* **DATA BLOCK**

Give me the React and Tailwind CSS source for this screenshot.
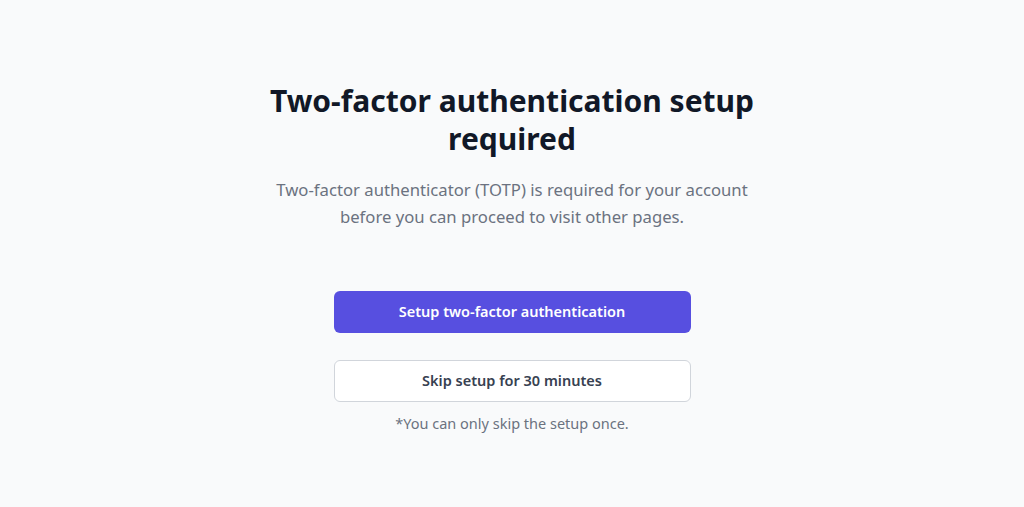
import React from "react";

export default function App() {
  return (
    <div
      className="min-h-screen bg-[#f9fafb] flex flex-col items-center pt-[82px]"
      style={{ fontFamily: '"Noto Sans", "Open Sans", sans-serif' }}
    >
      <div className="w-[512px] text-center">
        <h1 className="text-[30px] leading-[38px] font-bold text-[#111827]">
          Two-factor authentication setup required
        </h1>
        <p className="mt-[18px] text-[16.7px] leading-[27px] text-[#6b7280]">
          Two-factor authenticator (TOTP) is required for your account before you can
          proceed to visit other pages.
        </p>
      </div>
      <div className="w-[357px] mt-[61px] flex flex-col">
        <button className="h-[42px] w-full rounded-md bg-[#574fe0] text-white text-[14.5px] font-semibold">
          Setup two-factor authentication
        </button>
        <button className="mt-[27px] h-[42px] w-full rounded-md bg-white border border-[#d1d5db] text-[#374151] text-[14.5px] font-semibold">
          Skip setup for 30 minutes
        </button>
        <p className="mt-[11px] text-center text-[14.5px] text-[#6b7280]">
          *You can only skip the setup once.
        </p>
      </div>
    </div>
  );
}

* **EXERCISE BRIEF**
Copy every line above word for word and exclude the pictures.

* **TASK RESULT**
Give me the React and Tailwind CSS source for this screenshot.
import React from "react";

export default function App() {
  return (
    <div
      className="min-h-screen bg-[#f9fafb] flex flex-col items-center pt-[82px]"
      style={{ fontFamily: '"Noto Sans", "Open Sans", sans-serif' }}
    >
      <div className="w-[512px] text-center">
        <h1 className="text-[30px] leading-[38px] font-bold text-[#111827]">
          Two-factor authentication setup required
        </h1>
        <p className="mt-[18px] text-[16.7px] leading-[27px] text-[#6b7280]">
          Two-factor authenticator (TOTP) is required for your account before you can
          proceed to visit other pages.
        </p>
      </div>
      <div className="w-[357px] mt-[61px] flex flex-col">
        <button className="h-[42px] w-full rounded-md bg-[#574fe0] text-white text-[14.5px] font-semibold">
          Setup two-factor authentication
        </button>
        <button className="mt-[27px] h-[42px] w-full rounded-md bg-white border border-[#d1d5db] text-[#374151] text-[14.5px] font-semibold">
          Skip setup for 30 minutes
        </button>
        <p className="mt-[11px] text-center text-[14.5px] text-[#6b7280]">
          *You can only skip the setup once.
        </p>
      </div>
    </div>
  );
}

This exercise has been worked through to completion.